The image isn't too incomprehensible:

The map is oriented NW which is the direction of the prevailing wind: the wind Ishtar sends. People try to fill in the gaps in the broken cuneiform map so that it may be read, most take the star-points to be islands. The tablet states that these 'islands' are at equal distances of seven miles (from either each other or from the Babylonian world?), around the outer periphery of the Earthly Ocean.

The Seven Islands (though there may be eight?)- differ in how much light there is there.

The North island (5) is in darkness - a land "where one sees nothing," and "the sun is not visible.

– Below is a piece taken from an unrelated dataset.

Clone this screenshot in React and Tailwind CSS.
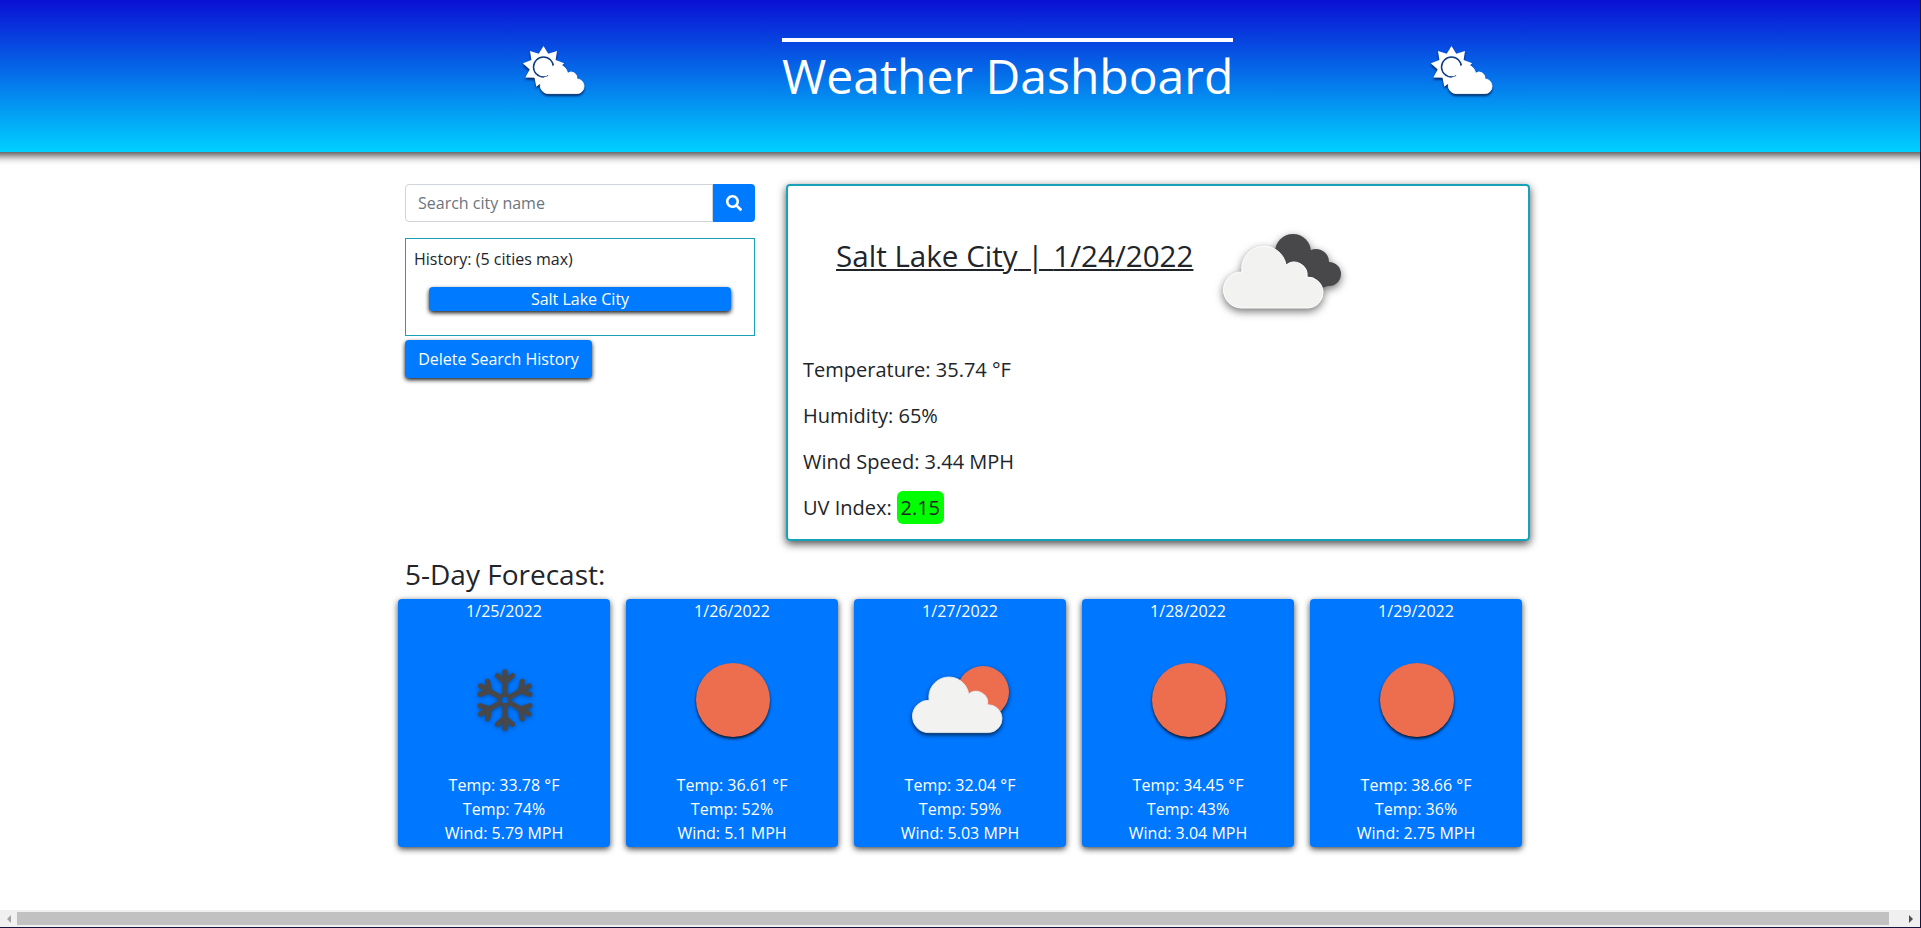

The North-West (4) island "the light is brighter than that of sunset or stars"

The third island (3) is where "the winged bird ends not his flight," in other words, cannot be reached.

The North-East island (6) is "where a horned bull dwells and attacks the newcomer". An exactly similar presentation occurs in the same position in an astrolabe of the 17th century A.D. and has been used in the reconstruction of the tablet.

The seventh island (7) is the east and is is "where the morning dawns," meaning that it faces the sunrise. Again, the islands are all "seven miles" distant from the earth, but the distance between them varies, being sometimes six, sometimes nine miles.

The description of two more islands has not survived.

On the other hand, it is more reasonable to think that the islands may be mountains...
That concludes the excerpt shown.